Certos figurões da nossa praça, alguns com manias de grandeza e a ilusão de que gozam de uma certa popularidade, cometem a audácia de se candidatar à AL, ou pelo menos ponderam fazê-lo no futuro. Criam uma plataforma política, apuram a imagem, afinam a oratória e começam a transbordar de simpatia. Falam de “arregaçar as mangas” e embarcam em discursos populistas, suportados por um programa abrangente, piscando o olho aos indecisos, aos abstémios e até a eleitores com opinião formada que votam noutras listas. Apelam aos tais “orfãos”, ou sectores da sociedade sem representação parlamentar, afirmando serem “os únicos que representam os seus interesses”. É uma escola que em Portugal produziu resultados em tempos com o PSN de Manuel Sérgio, que chegou a deputado como paladino dos velhinhos e dos reformados. Em Macau não chega apelar a um grupo apenas, e quanto mais abrangente for o apelo, melhor. Virgens, carecas, voyeuristas, peixeiras, varredores, taxistas, filatelistas, fumadores ou fotógrafos-amadores podem caber todos no mesmo saco, desde que estejam recenseados (e por acaso referi alguns grupos que são normalmente “esquecidos” pelos habituais candidatos; se quiserem aproveitem a ideia). A fórmula não tem habitualmente muito sucesso, e os tais candidatos oportunistas ficam muito aquém do número de votos suficientes, tiram a máscara e vão à sua vida.
Conscientes do ambiente eleitoralista que a partir de agora se vai intensificar, a Comissão Eleitoral, o CCAC e outros departamentos governamentais começam a preocupar-se em garantir que as eleições são “limpas”, apelando à transparência, dando a entender que as eventuais ilegalidades cometidas na “caça ao voto “ serão punidas de acordo com a lei. É com um sorriso que encaro as recomendações desta “polícia eleitoral”. O mesmo sorriso que nos sai espontaneamente quando ouvimos uma criança dizer ingenuamente que vai mudar o mundo quando for crescida. A compra de votos, as jantaradas, as boleias até à mesa de voto e outros golpes baixos são perpetrados por especialistas, alguns deles recrutados de fora do território, e sabem de cor como ludibriar a mais rigorosa fiscalização.
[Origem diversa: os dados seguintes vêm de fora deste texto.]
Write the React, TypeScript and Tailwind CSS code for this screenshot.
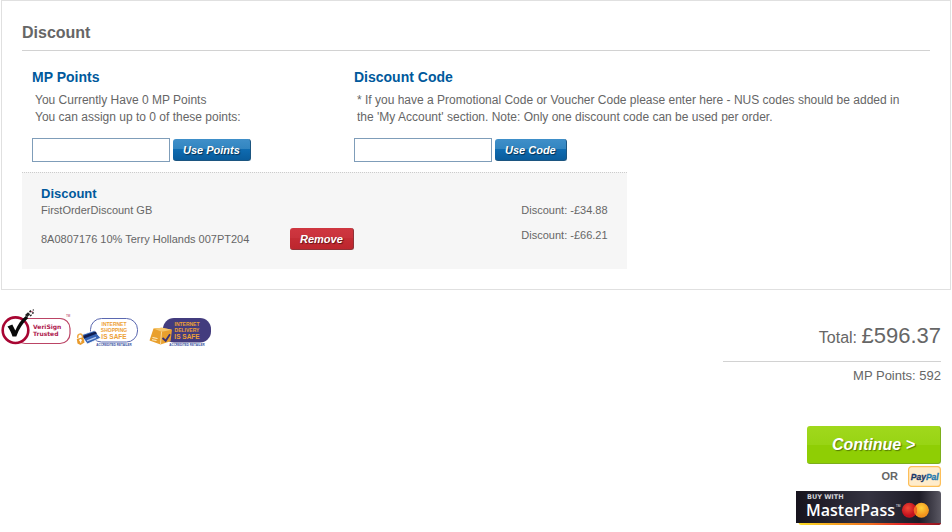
import { ReactNode } from "react";
import clsx from "clsx";

type TDiscount = {
  name: string;
  amount: string;
  removable: boolean;
};

const discounts: TDiscount[] = [
  { name: "FirstOrderDiscount GB", amount: "-£34.88", removable: false },
  {
    name: "8A0807176 10% Terry Hollands 007PT204",
    amount: "-£66.21",
    removable: true,
  },
];

type TSmallButtonProps = {
  color: "blue" | "red";
  children: ReactNode;
};

function SmallButton({ color, children }: TSmallButtonProps) {
  return (
    <button
      type="button"
      className={clsx(
        "h-[22px] shrink-0 rounded-[3px] border-r border-b px-[10px] text-[11px] leading-[20px] font-bold italic text-white [text-shadow:1px_1px_1px_rgba(0,0,0,0.5)]",
        color === "blue" &&
          "border-[#1c5580] bg-[linear-gradient(#3f8fc9,#3285c0_48%,#0f6bb0_50%,#0a5c9c)]",
        color === "red" &&
          "border-[#8f3338] bg-[linear-gradient(#cf3740,#c9323b_48%,#c42c34_50%,#bd262e)]"
      )}
    >
      {children}
    </button>
  );
}

type TCodeFormProps = {
  id: string;
  title: string;
  button: string;
  children: ReactNode;
};

function CodeForm({ id, title, button, children }: TCodeFormProps) {
  return (
    <form>
      <h3 className="text-sm leading-5 font-bold text-[#00599c]">
        <label htmlFor={id}>{title}</label>
      </h3>
      <p className="mt-[5px] pr-4 pl-[3px] text-xs leading-[17px]">{children}</p>
      <div className="mt-3 flex items-center gap-[3px]">
        <input
          id={id}
          type="text"
          className="h-6 w-[138px] border border-[#7f9db9] bg-white px-1 text-xs"
        />
        <SmallButton color="blue">{button}</SmallButton>
      </div>
    </form>
  );
}

function VeriSignLogo() {
  return (
    <svg width="71" height="38" viewBox="0 0 71 38" role="img" aria-label="VeriSign Trusted">
      <rect x="14" y="9.5" width="55" height="25" rx="10" fill="#fff" stroke="#bb4465" strokeWidth="1.2" />
      <circle cx="14.5" cy="21.2" r="12.8" fill="#fff" stroke="#a80532" strokeWidth="2.6" />
      <path d="M6.500 17.500l4.800-2 3 6c2.500-6 6-11 10.500-14.500l2.500 2C22 13.500 18 20 15.300 27.500h-3.800c-1.200-3.700-2.800-7-5-10z" fill="#0a0a0a" />
      <path d="M24 6l3-2.800 2.200 2-3 3zM28 2.200l1.600-1.200 1 1.500-1.600 1.300zM30.800 3.800l1.500-1 .7 1.400-1.500.8zM28.500 6.500l1.800-1.200.6 1.200-1.600 1zM31.500.8l1.200-.6.4 1-1.200.6z" fill="#222" />
      <path d="M30.300 2.600l1-.5.3 1-.9.4z" fill="#a80532" />
      <g fontSize="6" fontWeight="bold" fontFamily="DejaVu Sans, sans-serif" fill="#b02350">
        <text x="32" y="19.500">VeriSign</text>
        <text x="32" y="26.500">Trusted</text>
      </g>
      <text x="65" y="7.500" fontSize="3" fontFamily="Liberation Sans, Arial, sans-serif" fill="#b02350">TM</text>
    </svg>
  );
}

function SafeText({ top }: { top: string }) {
  return (
    <g
      fontFamily="Liberation Sans Narrow, Liberation Sans, Arial, sans-serif"
      fontWeight="bold"
      textAnchor="middle"
    >
      <g fill="#eda135">
        <text x="38" y="13" fontSize="5">INTERNET</text>
        <text x="38" y="18.800" fontSize="5">{top}</text>
        <text x="38" y="26" fontSize="6.500">IS SAFE</text>
      </g>
      <text x="38" y="32.500" fontSize="3" fill="#344a9c">ACCREDITED RETAILER</text>
    </g>
  );
}

function ShoppingLogo() {
  return (
    <svg width="64" height="34" viewBox="0 0 64 34" role="img" aria-label="Internet Shopping is Safe">
      <rect x="14.500" y="5.500" width="47" height="23.500" rx="11" fill="#fff" stroke="#5b68b0" />
      <path d="M5 22l13.300-4.500 6.400 7.500-13.400 6z" fill="#3563b4" stroke="#fff" strokeWidth=".8" />
      <path d="M6.300 23.200l13.200-4.700 1.600 2-12.800 5z" fill="#101f52" />
      <path d="M11 27.800l9-3.500" stroke="#b6cbf0" strokeWidth="1.300" />
      <path d="M1.800 25c-.8-4.500 4-5.500 5-1" fill="none" stroke="#efaa45" strokeWidth="1.500" />
      <path d="M.8 26l6.500-2 1.200 5.500-4 2.500-3-1.500z" fill="#e99b2c" />
      <circle cx="4.500" cy="27.200" r="1.200" fill="#fff" />
      <path d="M4.500 27.500l.3 2.300" stroke="#fff" />
      <SafeText top="SHOPPING" />
    </svg>
  );
}

function DeliveryLogo() {
  return (
    <svg width="64" height="34" viewBox="0 0 64 34" role="img" aria-label="Internet Delivery is Safe">
      <rect x="14" y="5" width="48" height="24.500" rx="11" fill="#433c7e" />
      <path d="M4.500 15.500l8.500-.8 10 2-1.500 11.500-10 3.300L.5 27.500z" fill="#e9a02e" />
      <path d="M4.500 15.500l8.500-.8 10 2-10.500 2z" fill="#f6c66c" />
      <path d="M12.500 18.700l-1 12.500" stroke="#fbe0ab" strokeWidth=".9" />
      <path d="M3.500 24.500l5 1M3 26.700l4.500.8" stroke="#fff0cc" />
      <path d="M13.500 25l3.200 2.800 4.300-6.500" fill="none" stroke="#3b3474" strokeWidth="1.800" />
      <SafeText top="DELIVERY" />
    </svg>
  );
}

function PayPalLogo() {
  return (
    <svg width="33" height="21" viewBox="0 0 33 21" role="img" aria-label="PayPal">
      <rect x=".6" y=".6" width="31.800" height="19.800" rx="3" fill="#ffeccb" stroke="#fdbf59" strokeWidth="1.200" />
      <text x="2.800" y="13.500" fontSize="8.500" fontWeight="bold" fontStyle="italic" fontFamily="Liberation Sans, Arial, sans-serif" fill="#1a3668" stroke="#1a3668" strokeWidth=".3">
        Pay<tspan fill="#2278ae" stroke="#2278ae">Pal</tspan>
      </text>
    </svg>
  );
}

function MasterPassLogo() {
  return (
    <svg width="145" height="34" viewBox="0 0 145 34" role="img" aria-label="Buy with MasterPass">
      <defs>
        <linearGradient id="mp-bg">
          <stop offset="0" stopColor="#16131d" />
          <stop offset=".5" stopColor="#353341" />
          <stop offset=".85" stopColor="#1d1b26" />
          <stop offset="1" stopColor="#5a5863" />
        </linearGradient>
        <linearGradient id="mp-line">
          <stop offset="0" stopColor="#fbdc25" />
          <stop offset=".5" stopColor="#f0701f" />
          <stop offset=".75" stopColor="#e0202b" />
          <stop offset="1" stopColor="#8d1620" />
        </linearGradient>
        <radialGradient id="mp-red" cx=".4" cy=".35">
          <stop offset="0" stopColor="#f04a35" />
          <stop offset="1" stopColor="#c4121e" />
        </radialGradient>
        <radialGradient id="mp-yellow" cx=".5" cy=".35">
          <stop offset="0" stopColor="#ffd33c" />
          <stop offset="1" stopColor="#f2941d" />
        </radialGradient>
      </defs>
      <path d="M0 0h142q3 0 3 3v29H0z" fill="url(#mp-bg)" />
      <path d="M2.500 32h142.500q0 2-3 2H5q-2 0-2.500-2z" fill="url(#mp-line)" />
      <circle cx="125.400" cy="19.300" r="7.500" fill="url(#mp-yellow)" />
      <circle cx="113.400" cy="19.300" r="7.500" fill="url(#mp-red)" />
      <path d="M119.400 14.800a7.500 7.500 0 0 1 0 9 7.500 7.500 0 0 1 0-9z" fill="#f06a22" />
      <text x="11" y="7.500" fontSize="6.500" fontWeight="bold" fontFamily="DejaVu Sans, sans-serif" fill="#d4d3d8">BUY WITH</text>
      <g fill="#fff" fontFamily="Open Sans, Noto Sans, sans-serif">
        <text x="10" y="25" fontSize="16" fontWeight="600">MasterPass</text>
        <text x="100" y="16" fontSize="3">TM</text>
      </g>
    </svg>
  );
}

function App() {
  return (
    <main className="bg-white px-px font-['Liberation_Sans',Arial,sans-serif] text-[#666]">
      <section className="border border-[#e0e0e0] px-5 pt-5 pb-5">
        <h2 className="border-b border-[#d2d2d2] pb-[5px] text-base leading-6 font-bold">
          Discount
        </h2>
        <div className="grid grid-cols-[322px_1fr] pt-4 pb-[10px] pl-[10px]">
          <CodeForm id="points" title="MP Points" button="Use Points">
            You Currently Have 0 MP Points
            <br />
            You can assign up to 0 of these points:
          </CodeForm>
          <CodeForm id="code" title="Discount Code" button="Use Code">
            * If you have a Promotional Code or Voucher Code please enter here -
            NUS codes should be added in the 'My Account' section. Note: Only
            one discount code can be used per order.
          </CodeForm>
        </div>
        <div className="w-2/3 border-t border-dotted border-[#ccc] bg-[#f6f6f6] px-[19px] pt-3 pb-[19px]">
          <h3 className="text-[13px] leading-[17px] font-bold text-[#00599c]">
            Discount
          </h3>
          <table className="w-full text-[11px]">
            <tbody>
              {discounts.map((discount) => (
                <tr key={discount.name} className="align-top">
                  <td
                    className={clsx(
                      "w-[249px]",
                      discount.removable ? "pt-[10px] leading-[22px]" : "leading-4"
                    )}
                  >
                    {discount.name}
                  </td>
                  <td className={clsx(discount.removable && "pt-[10px]")}>
                    {discount.removable && (
                      <SmallButton color="red">Remove</SmallButton>
                    )}
                  </td>
                  <td
                    className={clsx(
                      "w-[87px] whitespace-nowrap",
                      discount.removable ? "pt-[10px] leading-[14px]" : "leading-4"
                    )}
                  >
                    Discount: {discount.amount}
                  </td>
                </tr>
              ))}
            </tbody>
          </table>
        </div>
      </section>

      <div className="flex items-start justify-between pt-[19px] pr-[10px]">
        <div className="flex items-start gap-1">
          <VeriSignLogo />
          <div className="flex gap-[9px] pt-1">
            <ShoppingLogo />
            <DeliveryLogo />
          </div>
        </div>
        <div className="flex w-[218px] flex-col items-end">
          <p className="w-full border-b border-[#d2d2d2] pt-[11px] pb-[7px] text-right text-base leading-8">
            Total: <span className="text-[22px]">£596.37</span>
          </p>
          <p className="pt-1 text-[13px] leading-5">MP Points: 592</p>
          <button
            type="button"
            className="mt-10 h-[38px] w-[134px] rounded-[3px] border-r border-b border-[#7cae1c] bg-[linear-gradient(#a0d81c,#98d414_50%,#8fce04_52%,#8fce04)] text-base font-bold italic text-white [text-shadow:1px_1px_1px_rgba(0,0,0,0.4)]"
          >
            Continue &gt;
          </button>
          <div className="mt-[2px] flex items-center gap-[10px]">
            <span className="text-[11px] font-bold">OR</span>
            <button type="button">
              <PayPalLogo />
            </button>
          </div>
          <button type="button" className="mt-1">
            <MasterPassLogo />
          </button>
        </div>
      </div>
    </main>
  );
}

export default App;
A corrupção eleitoral é um pouco como a pirataria informática: sempre um passo à frente de quem a combate. O ideal passava por educar os eleitores no sentido de valorizar o seu voto, de os fazer crer que vale mais que uma mera jantaradas ou um “lai-si” de quinhentas patacas. Mas como, se como já referi, o voto não decide nada por aí além? Seja como for vamos ficar atentos à medida que o dia 15 de Setembro se aproxima. Pelo menos há animação nesta terra, mesmo que não se faça política de jeito. Mas isso seria pedir muito.